Friday, Mar. 03, 1961
The Votary
RESISTANCE, REBELLION, AND DEATH (272 pp.)--Albert Camus--Knopf ($4).
Collections of sermons, except those by Dr. Norman Vincent Peale, usually sell about as well as a Swahili grammar. But Alfred A. Knopf has published such a collection, the difference being that the sermons deal with the theology of politics, and were composed with aphoristic brilliance by the late Albert Camus. The author called them actuelles, or occasional pieces, and he thought as highly of them as he did of his novels, plays and philosophical essays. He may well have been right.
A Question to Christians. Camus appears in this collection in all his familiar and significant roles. He appears, in the first place, as a French Algerian who inherited a built-in controversy more bitter at his death last year than it was at his birth 48 years ago. His views on the desperate issue are included in this volume, but his plan for a federation of settlements along communal lines seems today as remote from realization as his other proposal --mutual forgiveness between the fratricidal factions.
He appears next as a French patriot during the German occupation. Camus was an underground fighter and won a celebrated anonymity for his editorials contributed to the illegal Combat. The experience did two things for his prose style. He guarded and measured out his words as if they were blood plasma, and he was so totally committed that later he could write to someone doing some painless cheering for the Hungarian rebels: ''We may be generous only with our own blood." Camus was not just a voter in a democracy; he was one of its votaries.
The realization that he had staked his life on his words gave a living urgency to his expression of the elementary axioms of democracy; in chaotic times he was obliged to rediscover and reformulate the democratic principles that are today the comfortable cliches of an affluent society.
Finally, Camus appears as a man in conscious conflict with himself, as a man of profound Christian instincts but a humanist by faith. In all his controversial and critical writing, he constantly appeals to the principles of a Christianity he repudiated. When Camus touches directly on this issue, vital to the whole pattern of his life, he becomes, for the first time, almost tongue-tied. In an address to Dominicans who had invited him to speak, he wonders aloud whether he is in danger of being a "lay pharisee" when he claims the right to ask Christians to be Christians. He makes but one attempt to define the difference between their faith and his own: "If Christianity is pessimistic as to man, it is optimistic as to human destiny. Well, I can say that, pessimistic as to human destiny, I am optimistic as to man." Unresolved at his death, the conflict gave a tensile shape to everything he wrote, and serves to illustrate Yeats's aphorism: "Of our argument with others, we make rhetoric, of our argument with ourselves, we make poetry."

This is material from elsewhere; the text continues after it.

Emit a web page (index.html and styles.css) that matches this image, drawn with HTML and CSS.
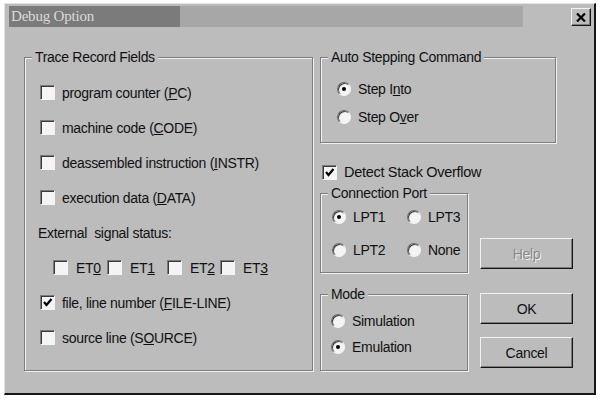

A Hand to the Enemy. But for Camus' special force and the fate that put his life in extreme situations, his French rhetorical style--"the French flux," in Arthur Koestler's gibe--might sometimes be almost embarrassingly like tears at a civic funeral or listening to a man explain at length how very much he loves his mother. But Camus had earned the right to speak of tragic matters in unembarrassed tones of tragedy. Constantly he asserts his claim to personal and intellectual "honor," an old-fashioned conception, he concedes. No reader will deny that he has established his claim.
Haunted by questions of death and justice, he is at his best when both matters are involved, as in his Reflections on the Guillotine, in which he argues with greater force and eloquence than Koestler in Reflections on Hanging (TIME, July 29, 1957) against capital punishment.
Perhaps his most generous rage was stirred by the Hungarian revolt, which made him close his accounts with the fellow-traveling French left. "Let us not forget that when totalitarian society, by its very principles, forces friend to denounce his friend, Western society, despite its wanderings from the path of virtue, always produces a race of men who uphold honor in life--I mean men who stretch out their hands even to their enemy to save him from suffering or death."